• _Stated exercise_
Give the number of lines that contain the string "index", and nothing else.
***
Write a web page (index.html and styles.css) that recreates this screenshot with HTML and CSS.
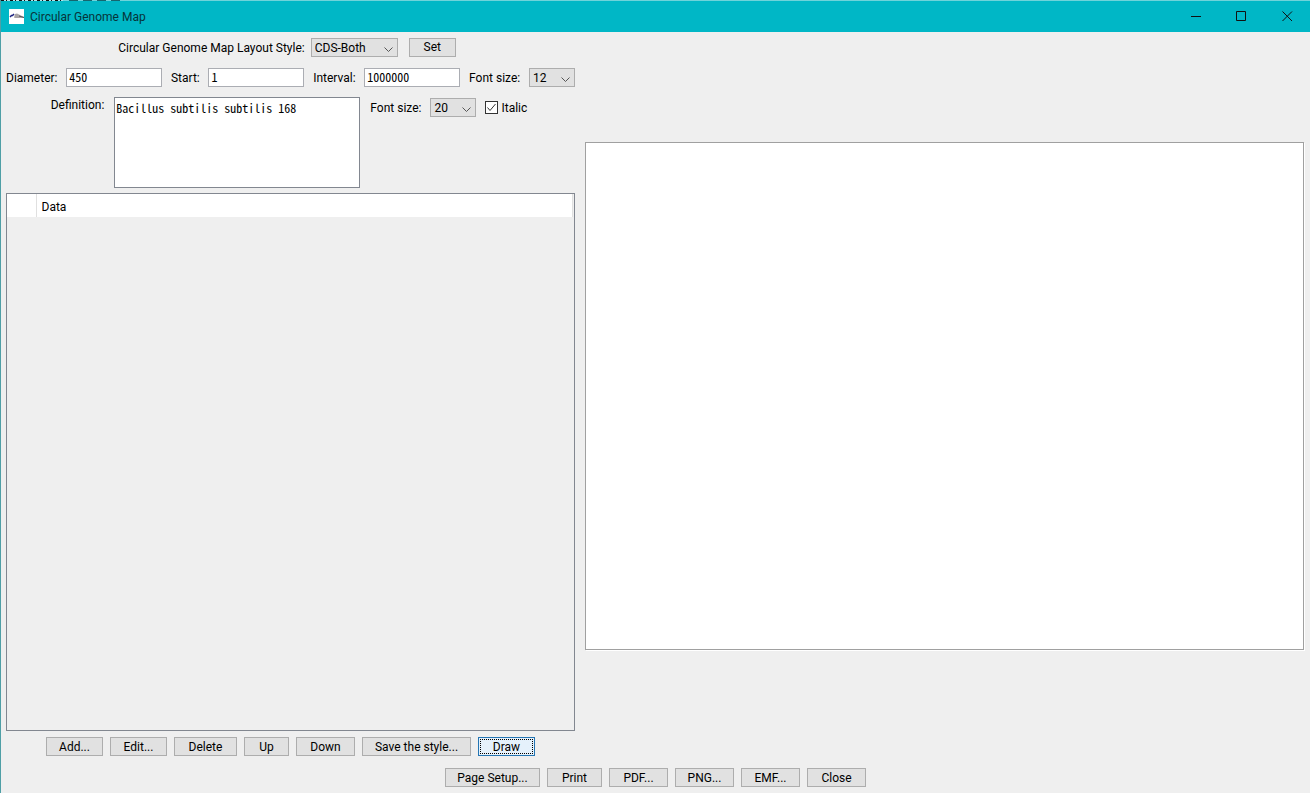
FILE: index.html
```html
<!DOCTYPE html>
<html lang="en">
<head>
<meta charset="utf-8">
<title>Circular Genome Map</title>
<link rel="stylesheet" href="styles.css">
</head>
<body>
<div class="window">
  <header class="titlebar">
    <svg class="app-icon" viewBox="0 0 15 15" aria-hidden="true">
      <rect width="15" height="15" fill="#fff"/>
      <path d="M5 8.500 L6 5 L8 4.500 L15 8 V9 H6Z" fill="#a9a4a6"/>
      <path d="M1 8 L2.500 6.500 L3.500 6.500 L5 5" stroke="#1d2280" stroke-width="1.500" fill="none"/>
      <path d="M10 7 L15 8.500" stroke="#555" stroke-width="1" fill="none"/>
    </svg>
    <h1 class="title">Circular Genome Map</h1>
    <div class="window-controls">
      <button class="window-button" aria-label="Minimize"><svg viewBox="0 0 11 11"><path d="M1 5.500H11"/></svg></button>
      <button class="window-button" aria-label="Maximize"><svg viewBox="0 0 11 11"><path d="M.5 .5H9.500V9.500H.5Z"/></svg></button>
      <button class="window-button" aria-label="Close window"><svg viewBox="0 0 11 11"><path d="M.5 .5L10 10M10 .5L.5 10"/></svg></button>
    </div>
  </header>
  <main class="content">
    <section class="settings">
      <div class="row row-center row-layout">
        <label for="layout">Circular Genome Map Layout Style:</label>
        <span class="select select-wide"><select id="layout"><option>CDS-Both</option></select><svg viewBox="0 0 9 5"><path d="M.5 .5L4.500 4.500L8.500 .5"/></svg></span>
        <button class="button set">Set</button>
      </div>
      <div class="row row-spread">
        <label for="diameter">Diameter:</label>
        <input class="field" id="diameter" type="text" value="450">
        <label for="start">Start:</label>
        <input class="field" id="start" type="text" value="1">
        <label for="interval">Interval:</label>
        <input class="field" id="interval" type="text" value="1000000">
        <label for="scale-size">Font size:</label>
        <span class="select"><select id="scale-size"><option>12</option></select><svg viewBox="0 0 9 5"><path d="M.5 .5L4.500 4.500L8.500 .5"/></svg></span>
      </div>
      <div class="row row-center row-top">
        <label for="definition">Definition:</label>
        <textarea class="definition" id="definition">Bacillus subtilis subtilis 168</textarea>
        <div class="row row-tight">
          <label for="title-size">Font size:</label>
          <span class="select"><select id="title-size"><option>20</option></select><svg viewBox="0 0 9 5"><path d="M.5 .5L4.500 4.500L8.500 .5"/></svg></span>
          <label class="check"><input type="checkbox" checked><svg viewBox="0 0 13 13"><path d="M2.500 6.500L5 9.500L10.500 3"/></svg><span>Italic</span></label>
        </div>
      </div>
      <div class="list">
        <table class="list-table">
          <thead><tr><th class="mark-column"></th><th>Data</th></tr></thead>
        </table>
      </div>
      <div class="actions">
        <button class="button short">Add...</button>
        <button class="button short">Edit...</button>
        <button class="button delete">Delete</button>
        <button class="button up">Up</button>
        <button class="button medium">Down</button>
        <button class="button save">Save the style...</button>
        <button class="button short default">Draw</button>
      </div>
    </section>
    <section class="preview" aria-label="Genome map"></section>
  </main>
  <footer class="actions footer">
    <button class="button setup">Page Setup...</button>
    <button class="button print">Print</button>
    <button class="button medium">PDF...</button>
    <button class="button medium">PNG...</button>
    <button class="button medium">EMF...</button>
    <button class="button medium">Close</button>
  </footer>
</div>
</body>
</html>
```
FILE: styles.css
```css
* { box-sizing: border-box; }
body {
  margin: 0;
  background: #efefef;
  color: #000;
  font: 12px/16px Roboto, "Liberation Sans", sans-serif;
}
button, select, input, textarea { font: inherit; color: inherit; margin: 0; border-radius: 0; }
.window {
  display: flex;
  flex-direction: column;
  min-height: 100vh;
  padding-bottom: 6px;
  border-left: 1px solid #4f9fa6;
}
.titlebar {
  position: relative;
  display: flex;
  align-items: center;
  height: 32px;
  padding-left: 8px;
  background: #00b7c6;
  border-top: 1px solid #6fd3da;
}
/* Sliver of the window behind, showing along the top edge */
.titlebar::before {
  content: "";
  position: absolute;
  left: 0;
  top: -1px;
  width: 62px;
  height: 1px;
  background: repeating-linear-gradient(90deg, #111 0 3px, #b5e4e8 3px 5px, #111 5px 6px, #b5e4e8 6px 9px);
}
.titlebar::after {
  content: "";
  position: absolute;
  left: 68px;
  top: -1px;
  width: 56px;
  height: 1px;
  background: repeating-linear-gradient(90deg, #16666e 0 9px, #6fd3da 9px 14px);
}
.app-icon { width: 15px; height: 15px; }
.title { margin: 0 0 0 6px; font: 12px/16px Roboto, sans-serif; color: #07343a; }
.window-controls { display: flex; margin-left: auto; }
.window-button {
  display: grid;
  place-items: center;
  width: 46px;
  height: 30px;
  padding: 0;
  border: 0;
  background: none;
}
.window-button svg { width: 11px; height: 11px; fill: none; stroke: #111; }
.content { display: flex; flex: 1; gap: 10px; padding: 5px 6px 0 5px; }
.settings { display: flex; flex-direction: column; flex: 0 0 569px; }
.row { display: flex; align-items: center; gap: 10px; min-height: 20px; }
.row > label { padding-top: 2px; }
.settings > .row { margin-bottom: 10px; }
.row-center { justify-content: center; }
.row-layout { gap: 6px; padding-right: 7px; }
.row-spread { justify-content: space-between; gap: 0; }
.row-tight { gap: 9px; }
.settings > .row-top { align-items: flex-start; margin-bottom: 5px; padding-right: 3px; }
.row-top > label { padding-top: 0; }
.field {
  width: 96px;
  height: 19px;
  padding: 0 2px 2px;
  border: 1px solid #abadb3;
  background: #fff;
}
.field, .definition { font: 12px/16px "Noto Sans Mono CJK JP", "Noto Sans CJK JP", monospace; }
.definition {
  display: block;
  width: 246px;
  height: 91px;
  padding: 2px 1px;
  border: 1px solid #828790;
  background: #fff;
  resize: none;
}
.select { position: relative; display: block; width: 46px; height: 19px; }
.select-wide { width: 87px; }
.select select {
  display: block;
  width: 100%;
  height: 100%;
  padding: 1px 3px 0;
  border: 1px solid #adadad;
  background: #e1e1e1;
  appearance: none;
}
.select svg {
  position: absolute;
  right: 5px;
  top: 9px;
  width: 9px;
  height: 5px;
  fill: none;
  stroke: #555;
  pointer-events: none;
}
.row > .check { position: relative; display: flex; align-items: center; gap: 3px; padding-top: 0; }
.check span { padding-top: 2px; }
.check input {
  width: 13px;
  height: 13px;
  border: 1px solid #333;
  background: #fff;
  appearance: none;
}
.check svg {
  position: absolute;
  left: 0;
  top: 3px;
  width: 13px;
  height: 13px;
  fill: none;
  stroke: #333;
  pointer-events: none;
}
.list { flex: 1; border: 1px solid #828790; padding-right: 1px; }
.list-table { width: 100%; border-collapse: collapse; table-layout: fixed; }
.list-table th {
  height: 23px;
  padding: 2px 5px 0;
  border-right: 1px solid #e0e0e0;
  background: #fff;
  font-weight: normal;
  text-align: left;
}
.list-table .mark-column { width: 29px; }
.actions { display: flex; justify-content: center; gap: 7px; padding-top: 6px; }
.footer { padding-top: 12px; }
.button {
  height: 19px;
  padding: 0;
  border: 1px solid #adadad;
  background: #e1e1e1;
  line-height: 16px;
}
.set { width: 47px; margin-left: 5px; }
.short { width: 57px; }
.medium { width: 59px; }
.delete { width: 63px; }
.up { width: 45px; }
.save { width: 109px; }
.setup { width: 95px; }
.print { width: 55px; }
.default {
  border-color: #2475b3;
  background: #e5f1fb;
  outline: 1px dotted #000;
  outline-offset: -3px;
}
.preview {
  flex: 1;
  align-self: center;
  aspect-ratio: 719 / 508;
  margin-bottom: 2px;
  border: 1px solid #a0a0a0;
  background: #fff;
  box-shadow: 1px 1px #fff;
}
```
***
• _Final answer_
2